» Task
Filter the entries, keeping every line with the word "page".

BEGIN

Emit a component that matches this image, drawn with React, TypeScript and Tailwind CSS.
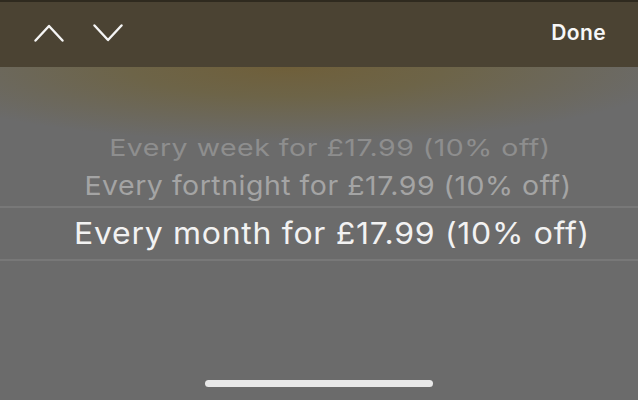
export default function App() {
  return (
    <div
      className="w-[638px] h-[400px] overflow-hidden flex flex-col bg-[#6b6b6b] text-white"
      style={{ fontFamily: 'Inter, Roboto, "Noto Sans", sans-serif' }}
    >
      <div className="h-[67px] shrink-0 bg-[#4b4333] border-t-2 border-[#2f2a1f] flex items-center pl-[34px] pr-[32px]">
        <svg width="30" height="18" viewBox="0 0 30 18" className="mt-[-4px]">
          <path d="M1.5 16.5 L15 2 L28.5 16.5" fill="none" stroke="#f5f5f5" strokeWidth="2.4" strokeLinecap="round" strokeLinejoin="round" />
        </svg>
        <svg width="30" height="18" viewBox="0 0 30 18" className="ml-[29px] mt-[-4px]">
          <path d="M1.5 1.5 L15 16 L28.5 1.5" fill="none" stroke="#f5f5f5" strokeWidth="2.4" strokeLinecap="round" strokeLinejoin="round" />
        </svg>
        <div className="ml-auto text-[21px] tracking-[0.4px] font-semibold text-[#f7f7f7] mt-[-3px]">Done</div>
      </div>
      <div className="flex-1 flex flex-col bg-[radial-gradient(ellipse_62%_75px_at_45%_0%,#6f5f3a_0%,#6d6448_40%,rgba(107,107,107,0)_100%)]">
        <div className="h-[62px] shrink-0" />
        <div className="h-[38px] shrink-0 flex items-center justify-center pl-[22px]">
          <span className="text-[28.5px] tracking-[0.5px] text-[#8e8e8e] leading-none scale-y-[0.81] whitespace-nowrap">Every week for £17.99 (10% off)</span>
        </div>
        <div className="h-[39px] shrink-0 flex items-center justify-center pl-[18px]">
          <span className="text-[28.5px] tracking-[0.5px] text-[#a4a4a4] leading-none scale-y-[0.92] whitespace-nowrap">Every fortnight for £17.99 (10% off)</span>
        </div>
        <div className="h-[55px] shrink-0 border-y-2 border-[#787878] flex items-center justify-center pl-[26px]">
          <span className="text-[32px] tracking-[0.7px] text-[#f2f2f2] leading-none scale-y-[0.93] whitespace-nowrap">Every month for £17.99 (10% off)</span>
        </div>
        <div className="flex-1" />
        <div className="flex justify-center pb-[13px]">
          <div className="w-[228px] h-[7px] rounded-full bg-[#e8e8e8]" />
        </div>
      </div>
    </div>
  );
}
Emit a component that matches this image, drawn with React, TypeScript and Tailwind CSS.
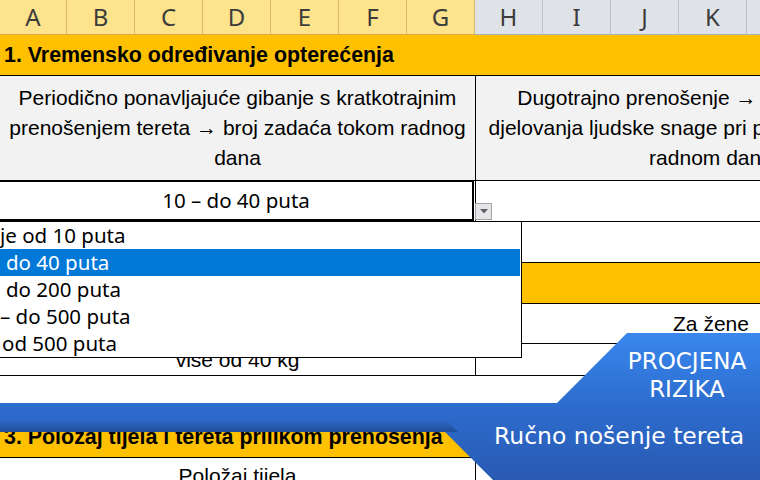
const COLS = ["A", "B", "C", "D", "E", "F", "G", "H", "I", "J", "K", "L"];
const SELECTED = 7;

const OPTIONS = [
	{ label: "je od 10 puta", pad: "pl-0", active: false },
	{ label: "do 40 puta", pad: "pl-[6px]", active: true },
	{ label: "do 200 puta", pad: "pl-[6px]", active: false },
	{ label: "– do 500 puta", pad: "pl-0", active: false },
	{ label: "od 500 puta", pad: "pl-[2px]", active: false },
];

function ColumnHeaders() {
	return (
		<div className="flex h-[35px] font-['Noto_Sans',sans-serif] text-[24px] text-[#3c3c3c]">
			{COLS.map((c, i) => (
				<div
					key={c}
					className={
						i < SELECTED
							? `flex shrink-0 items-center justify-center border-r border-b border-r-[#dcb66a] border-b-[#dca844] bg-[#fde48c] ${i === 0 ? "w-[67px]" : "w-[68px]"}`
							: "flex w-[68px] shrink-0 items-center justify-center border-r border-b border-r-[#bcc2ca] border-b-[#a9b1bb] bg-[#dfe3e8]"
					}
				>
					{c}
				</div>
			))}
		</div>
	);
}

function Banner() {
	return (
		<>
			<svg
				className="pointer-events-none absolute top-0 left-0"
				width="760"
				height="480"
				viewBox="0 0 760 480"
			>
				<defs>
					<linearGradient id="bn" x1="0" y1="333" x2="0" y2="480" gradientUnits="userSpaceOnUse">
						<stop offset="0" stopColor="#3987ed" />
						<stop offset="0.48" stopColor="#2d6dcf" />
						<stop offset="1" stopColor="#295ab2" />
					</linearGradient>
					<linearGradient id="sh" x1="0" y1="420" x2="0" y2="432" gradientUnits="userSpaceOnUse">
						<stop offset="0" stopColor="#102850" stopOpacity="0" />
						<stop offset="1" stopColor="#102850" stopOpacity="0.4" />
					</linearGradient>
				</defs>
				<polygon
					points="0,403 557,403 627,333 760,333 760,480 493,480 445,432 0,432"
					fill="url(#bn)"
				/>
				<polygon points="0,420 446,420 458,432 0,432" fill="url(#sh)" />
			</svg>
			<div className="absolute top-[347px] left-[607px] flex w-[160px] flex-col items-center font-['DejaVu_Sans',sans-serif] text-[23px] leading-[28px] text-white">
				<span>PROCJENA</span>
				<span>RIZIKA</span>
			</div>
			<div className="absolute top-[422px] left-[494px] font-['DejaVu_Sans',sans-serif] text-[23.5px] leading-[28px] whitespace-nowrap text-white">
				Ručno nošenje tereta
			</div>
		</>
	);
}

export default function App() {
	return (
		<div className="relative h-[480px] w-[760px] overflow-hidden bg-white font-['Liberation_Sans',Arial,sans-serif] text-[21px] text-black">
			<ColumnHeaders />

			<div className="flex h-[41px] items-center border-b border-black bg-[#ffc000] pl-[4px] text-[21.4px] font-bold whitespace-nowrap">
				1. Vremensko određivanje opterećenja
			</div>

			<div className="flex h-[105px] border-b border-black bg-[#f2f2f2] leading-[30px] whitespace-nowrap">
				<div className="flex w-[476px] shrink-0 items-center justify-center border-r border-black text-center">
					<div>
						Periodično ponavljajuće gibanje s kratkotrajnim
						<br />
						prenošenjem tereta → broj zadaća tokom radnog
						<br />
						dana
					</div>
				</div>
				<div className="flex w-[470px] shrink-0 items-center justify-center text-center">
					<div>
						Dugotrajno prenošenje → vrijeme trajanja
						<br />
						djelovanja ljudske snage pri prenošenju tereta u
						<br />
						radnom danu
					</div>
				</div>
			</div>

			<div className="flex h-[41px] border-b border-black">
				<div className="w-[476px] shrink-0 border-r border-black">
					<div className="flex h-full w-[474px] items-center justify-center border-2 border-t-[1px] border-l-0 border-black font-['Noto_Sans',sans-serif] text-[20.5px]">
						10 – do 40 puta
					</div>
				</div>
				<div className="flex-1" />
			</div>

			<div className="flex h-[41px] border-b border-black">
				<div className="w-[476px] shrink-0 border-r border-black" />
			</div>

			<div className="h-[41px] border-b border-black bg-[#ffc000]" />

			<div className="flex h-[40px] border-b border-black">
				<div className="w-[476px] shrink-0 border-r border-black" />
				<div className="flex w-[470px] shrink-0 items-center justify-center">Za žene</div>
			</div>

			<div className="flex h-[32px] border-b border-black">
				<div className="flex w-[476px] shrink-0 items-center justify-center border-r border-black">
					više od 40 kg
				</div>
			</div>

			<div className="h-[41px] border-b border-black" />

			<div className="flex h-[41px] items-center border-b border-black bg-[#ffc000] pl-[4px] text-[21.4px] font-bold whitespace-nowrap">
				3. Položaj tijela i tereta prilikom prenošenja
			</div>

			<div className="flex h-[36px]">
				<div className="flex w-[476px] shrink-0 items-center justify-center border-r border-black">
					Položaj tijela
				</div>
			</div>

			<div className="absolute top-[203px] left-[475px] flex h-[17px] w-[17px] items-center justify-center border border-[#a3a3a3] bg-[#e6e6ea]">
				<svg width="8" height="5" viewBox="0 0 8 5">
					<polygon points="0,0 8,0 4,4.5" fill="#606066" />
				</svg>
			</div>

			<div className="absolute top-[221px] left-[-1px] w-[523px] border border-black bg-white font-['Noto_Sans',sans-serif] text-[20.5px]">
				{OPTIONS.map((o) => (
					<div
						key={o.label}
						className={`flex h-[27px] items-center whitespace-nowrap ${o.pad} ${o.active ? "mr-[1px] bg-[#0078d7] text-white" : ""}`}
					>
						{o.label}
					</div>
				))}
			</div>

			<Banner />
		</div>
	);
}
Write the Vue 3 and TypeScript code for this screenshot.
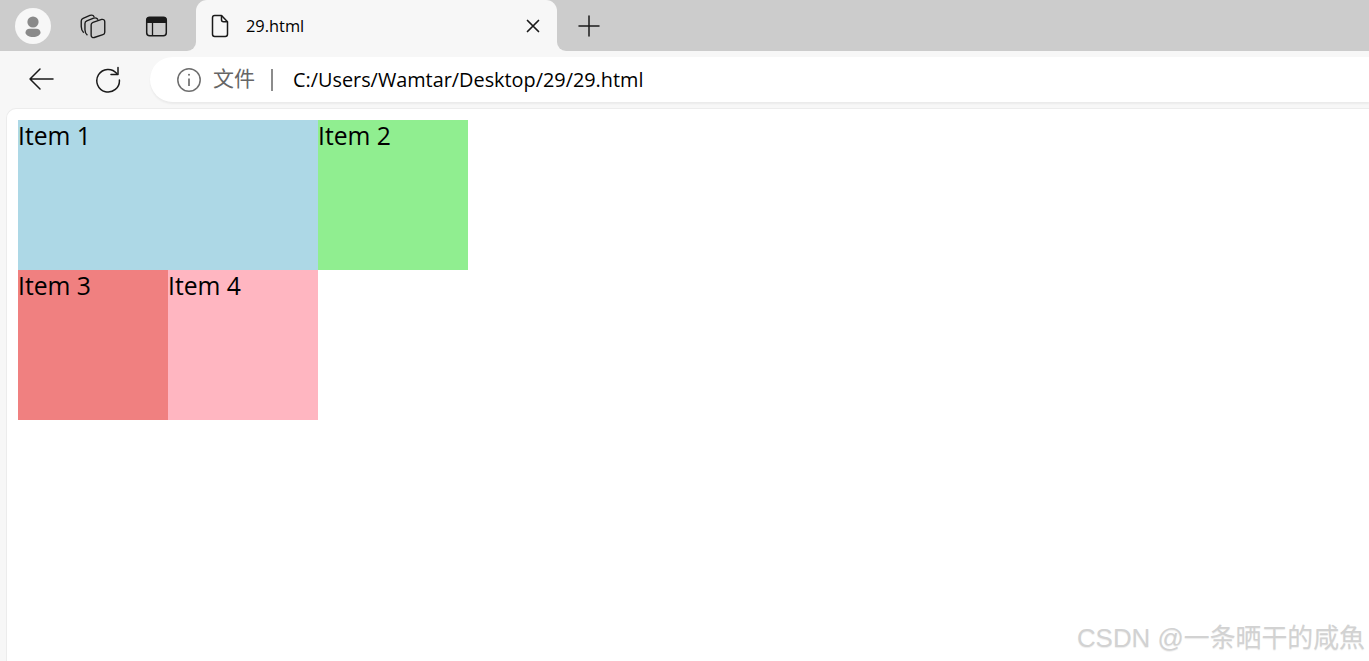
<script setup lang="ts">
const items = [
  { label: 'Item 1', cls: 'blue' },
  { label: 'Item 2', cls: 'green' },
  { label: 'Item 3', cls: 'coral' },
  { label: 'Item 4', cls: 'pink' },
]
</script>

<template>
  <div class="browser">
    <div class="strip">
      <div class="strip-left">
        <div class="avatar">
          <svg width="36" height="36" viewBox="0 0 36 36">
            <circle cx="18" cy="14" r="5.6" fill="#8a8a8a" />
            <path d="M10.5 24.5c0-2.3 1.8-3.7 4-3.7h7c2.2 0 4 1.4 4 3.7 0 2.6-3.4 4.5-7.5 4.500s-7.500-1.900-7.500-4.500z" fill="#8a8a8a" />
          </svg>
        </div>
        <svg class="workspaces" width="26" height="26" viewBox="2 3 21 21" fill="none" stroke="#1a1a1a" stroke-width="1.100" stroke-linejoin="round">
          <path d="M5 19c-1.200-1.200-2-3-2-5V9.500c0-1 .6-1.800 1.500-2.200l5.500-2.300c1.500-.6 3 .1 3.500 1.200" />
          <path d="M8 21c-1.200-1-2-2.600-2-4.500V11.500c0-1 .6-1.800 1.500-2.200l5.500-2.200c1.300-.5 3 .1 3.500 1.400" />
          <path d="M11 12.500c0-1 .6-1.700 1.500-2l7-2.300c1.300-.4 2.500.5 2.500 1.800v8.500c0 1-.6 1.700-1.500 2l-7 2.300c-1.300.4-2.500-.5-2.500-1.800z" />
        </svg>
        <svg class="sidebar" width="24" height="24" viewBox="0 0 24 24">
          <rect x="2.700" y="3.200" width="19.600" height="18.600" rx="3" fill="none" stroke="#1a1a1a" stroke-width="1.500" />
          <path d="M5.500 3h14a3 3 0 0 1 3 3v3H2.500V6a3 3 0 0 1 3-3z" fill="#1a1a1a" />
          <path d="M8.500 9v12.500" stroke="#1a1a1a" stroke-width="1.300" />
        </svg>
      </div>
      <div class="tab">
        <svg class="file" width="20" height="24" viewBox="0 0 20 24" fill="none" stroke="#1a1a1a" stroke-width="1.500" stroke-linejoin="round">
          <path d="M2.500 3.700c0-1.200.9-2.200 2.200-2.200h6.800l6 6.300v12.500c0 1.200-1 2.200-2.200 2.200H4.700c-1.300 0-2.200-1-2.200-2.200z" />
          <path d="M11.500 1.500v4.300c0 1.100.9 2 2 2h4" />
        </svg>
        <span class="tab-title">29.html</span>
        <svg class="close" width="14" height="14" viewBox="0 0 14 14" stroke="#1a1a1a" stroke-width="1.700" stroke-linecap="round">
          <path d="M1.500 1.500l11 11M12.500 1.500l-11 11" />
        </svg>
      </div>
      <div class="strip-right">
        <svg width="22" height="22" viewBox="0 0 22 22" stroke="#1a1a1a" stroke-width="1.500" stroke-linecap="round">
          <path d="M11 1v20M1 11h20" />
        </svg>
      </div>
    </div>

    <div class="toolbar">
      <svg class="back" width="26" height="24" viewBox="0 0 26 24" fill="none" stroke="#1a1a1a" stroke-width="1.500" stroke-linecap="round" stroke-linejoin="round">
        <path d="M25 12H2M12 2L2 12l10 10" />
      </svg>
      <svg class="reload" width="28" height="28" viewBox="0 0 28 28" fill="none" stroke="#1a1a1a" stroke-width="1.500" stroke-linecap="round" stroke-linejoin="round">
        <path d="M22.800 8.500A11.300 11.300 0 1 0 25.400 15" />
        <path d="M24 2.500v7h-7" />
      </svg>
      <div class="address">
        <svg class="info" width="26" height="26" viewBox="0 0 26 26" fill="none" stroke="#6e6e6e">
          <circle cx="13" cy="13" r="11.200" stroke-width="1.500" />
          <path d="M13 11.500v7.500" stroke-width="1.700" />
          <circle cx="13" cy="7.800" r="1" fill="#6e6e6e" stroke="none" />
        </svg>
        <span class="secure">文件</span>
        <span class="divider"></span>
        <span class="url">C:/Users/Wamtar/Desktop/29/29.html</span>
      </div>
    </div>

    <main class="page">
      <div class="grid">
        <div v-for="item in items" :key="item.label" class="item" :class="item.cls">{{ item.label }}</div>
      </div>
      <div class="watermark">CSDN @一条晒干的咸魚</div>
    </main>
  </div>
</template>

<style>
html,
body {
  margin: 0;
  overflow: hidden;
}
</style>

<style scoped>
.browser {
  width: 1369px;
  height: 661px;
  display: flex;
  flex-direction: column;
  background: #f7f7f7;
  font-family: "Open Sans", "Noto Sans CJK SC", sans-serif;
  color: #000;
  overflow: hidden;
}
.strip {
  height: 51px;
  display: flex;
  flex: none;
  background: linear-gradient(#ccc 50%, #f7f7f7 50%);
}
.strip-left {
  width: 196px;
  flex: none;
  background: #ccc;
  border-bottom-right-radius: 9px;
  display: flex;
  align-items: center;
  box-sizing: border-box;
  padding-left: 15px;
}
.avatar {
  width: 36px;
  height: 36px;
  border-radius: 50%;
  background: #f7f7f7;
}
.avatar svg {
  display: block;
}
.workspaces {
  margin-left: 29px;
}
.sidebar {
  margin-left: 38px;
}
.tab {
  width: 361px;
  flex: none;
  background: #f7f7f7;
  border-radius: 11px 11px 0 0;
  display: flex;
  align-items: center;
  box-sizing: border-box;
  padding-left: 14px;
}
.tab-title {
  margin-left: 16px;
  font-size: 16.400px;
}
.close {
  margin-left: auto;
  margin-right: 17px;
}
.strip-right {
  flex: 1;
  background: #ccc;
  border-bottom-left-radius: 9px;
  display: flex;
  align-items: center;
  padding-left: 21px;
}
.toolbar {
  height: 57px;
  flex: none;
  display: flex;
  align-items: flex-start;
  box-sizing: border-box;
  padding: 6px 0 0 28px;
}
.back {
  margin-top: 10px;
}
.reload {
  margin-left: 40px;
  margin-top: 8px;
}
.address {
  margin-left: 28px;
  flex: 1;
  height: 45px;
  background: #fff;
  border-radius: 23px 0 0 23px;
  box-shadow: 0 2px 2px rgba(0, 0, 0, 0.05);
  display: flex;
  align-items: center;
  padding-left: 26px;
}
.secure {
  margin-left: 11px;
  font-size: 21px;
  line-height: 24px;
  margin-top: -3px;
  color: #666;
}
.divider {
  width: 2px;
  height: 22px;
  margin-left: 16px;
  background: #8c8c8c;
}
.url {
  margin-left: 20px;
  font-size: 19.850px;
}
.page {
  position: relative;
  flex: 1;
  margin-left: 6px;
  background: #fff;
  border-top: 1px solid #ececec;
  border-left: 1px solid #ececec;
  border-top-left-radius: 10px;
  box-sizing: border-box;
  padding: 11px 0 0 11px;
}
.grid {
  display: grid;
  grid-template-columns: repeat(3, 150px);
  grid-auto-rows: 150px;
}
.item {
  font-size: 24.700px;
  line-height: 32px;
}
.blue {
  grid-column: span 2;
  background: #add8e6;
}
.green {
  background: #90ee90;
}
.coral {
  background: #f08080;
}
.pink {
  background: #ffb6c1;
}
.watermark {
  position: absolute;
  right: 4px;
  bottom: 7px;
  font-family: "Liberation Sans", "Noto Sans CJK SC", sans-serif;
  font-size: 25.900px;
  color: #d2d2d2;
  text-shadow: 0 1px 1px rgba(0, 0, 0, 0.08);
  white-space: nowrap;
}
</style>
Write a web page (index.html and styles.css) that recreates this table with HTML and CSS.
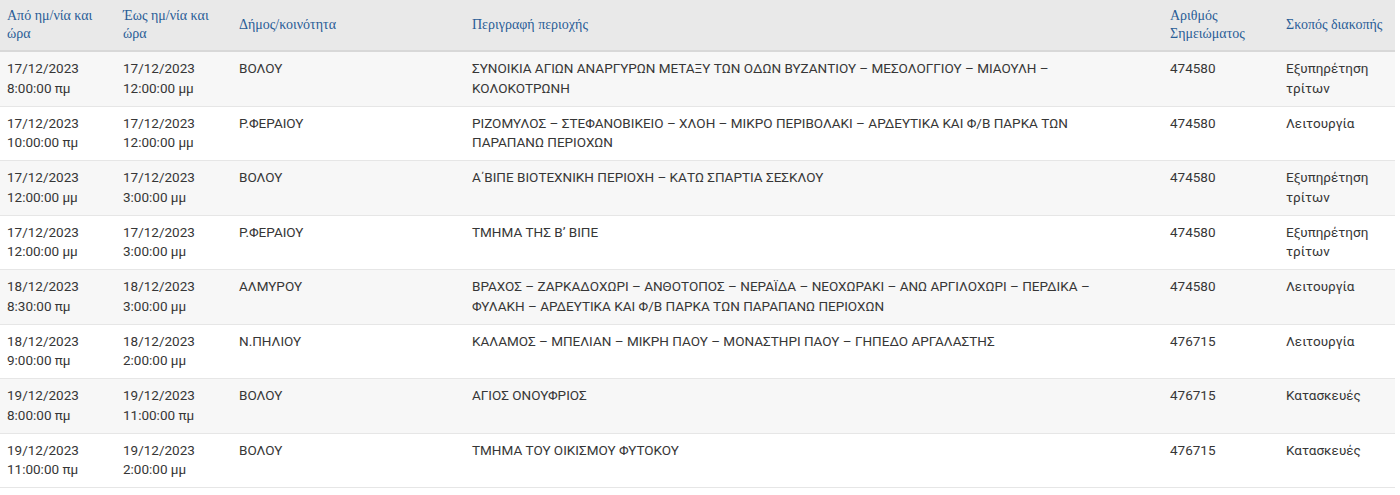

END

» Answer for this exercise
    <main class="page">
.page {
Write a web page (index.html and styles.css) that recreates this table with HTML and CSS.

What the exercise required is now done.